Current machine-learning explanation frameworks aim to explain and interpret the decision-making process of complex machine-learning algorithms. In the case of data stream mining, explaining each individual learning model is not sufficient because of the existence of concept drift. A typical stream mining framework trains a new model when concept drift is detected because the existing model no longer can predict the current data distribution. It is therefore necessary to explain the difference between the new model and the old model, to justify the change in the decision process. This paper proposed DSE, a visualization framework that visualizes how the new model is better suited for the new data distribution when concept drifts occur. The framework also shows how the current model is still sufficient when concept drift does not occur. The visualization uses the margin density method to compare classification confidence of the SVM learning model through the data stream. Some guidance was provided for interpreting the visualization in the case of concept drift versus no concept drift. The effectiveness was measured using a survey, with the majority of survey answers agreeing with the explanation. The survey also identified problems with the visualization and points to the following improvement:
Better representation of high-dimensional data and learning model. Increase visual cues to highlight changes in models before and after concept drift. Increase visual cues to show data distribution change that does not affect model performance.

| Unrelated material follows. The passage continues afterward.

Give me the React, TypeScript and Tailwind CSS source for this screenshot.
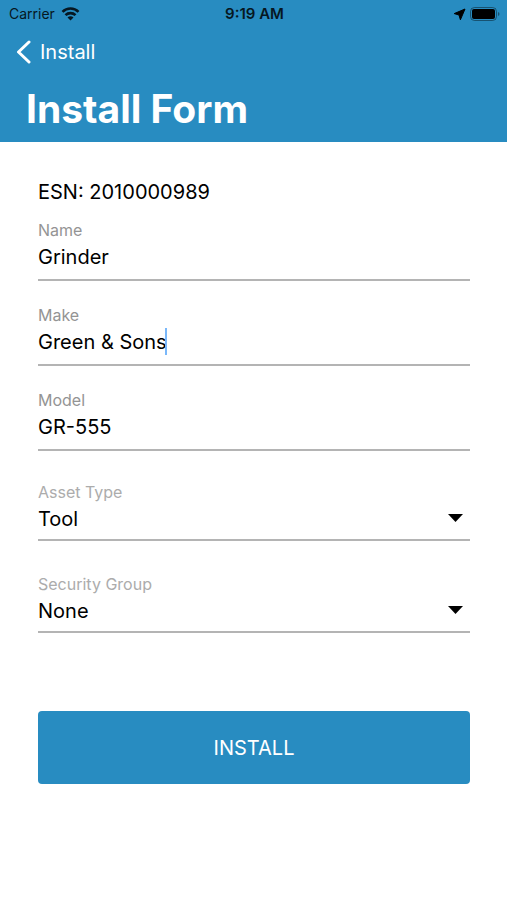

The limitation of our methodology mostly lies in the limitation of 2D visualization. Such visualization cannot handle very high dimensional data. Several dimensionality reduction techniques can be used, but the resulting visualization might still be highly distorted due to the curse of dimensionality [43].
To apply our methodology beyond the SVM margin density method described above, we have the following recommendations:
Outline the concept drift detection criterion. Our study used changes in the number of samples that fall between the SVM support margins as detection criterion. Visualize how the detection criterion changes overtime to capture what has changed in the data stream. For our study, we visualized where new samples arrive relative to the original SVM margin and visualized how the original margin fails to separate the two classes after concept drift occurs. Provide interpretation guidelines for visualizations.
Future works include making visualization more generalized for different learning models other than SVM, following the recommendation mentioned above. a novel representation of high dimensional models in 2D or 3D space, and expanding the explanation to ensemble frameworks, where models were not replaced but added to the ensemble.